The Pleiades have inspired a wealth of mythology and legends: fascinating as these are the reality the star cluster is profoundly more wonderful. Historically, the Pleiades were seen as a group of 'seven' stars – its brightest stars: Alcyone, Atlas, Electra, Maia, Merope, Taygeta and Pleione are visible to the keen naked eye. However modern observations show that this most famous of open clusters is comprised of several hundred stars wreathed in intricately structured nebulosity.
At a distance of about 440 light years from the Earth, the Pleiades are one of the nearest galactic open clusters. The brightest stars in the cluster (Alcyone is magnitude +2.8, and Pleione +5.1) are distributed over about seven light years and although faint to naked sight these stars are from 40 to 1000 times brighter than our Sun. From the Earth the cluster's apparent size is 110 minutes of arc (almost 2°) in the plane of the ecliptic: in comparison, the diameter of a full Moon is about 0.5°.
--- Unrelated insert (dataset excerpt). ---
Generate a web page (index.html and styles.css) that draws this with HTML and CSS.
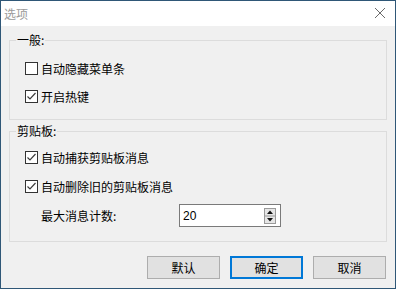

The cluster has an apparent motion relative to the Earth of an angular rate of just over five seconds of arc per century towards the star lambda Tauri, that is, in a south-easterly direction. Thus the Pleiades takes some 60,000 years to traverse one degree.
The Pleiades exhibits one of the finest and nearest examples of a reflection nebula associated with a cluster of young stars. The nebulosity seen here is light reflected from the particles in an interstellar cloud of cold gas and dust into which the cluster has drifted. The apparent blue colour is due to the preferential scattering of blue light by these tiny interstellar particles and is 'streaky' in structure since the particles have been aligned by the magnetic fields between the stars.
This beautiful image of the Pleiades cluster was produced by David Malin of the Anglo-Australian Observatory and is the copyright of the Anglo-Australian Observatory and the Royal Observatory, Edinburgh. The image is part of the AAO UK Schmidt series: the width is about 100 arc minutes, with the north east in the upper right. It is reproduced with the consent of the AAO. Resource: A high resolution image (113k).
Other images of the cluster:
Modern observing methods have revealed that over 400 mostly faint stars form the Pleiades star cluster. These are spread over a 110 minutes of arc or nearly 2 degree field at a low density in comparison to other nearby open clusters. The total mass contained in the cluster is estimated to be about 800 solar masses.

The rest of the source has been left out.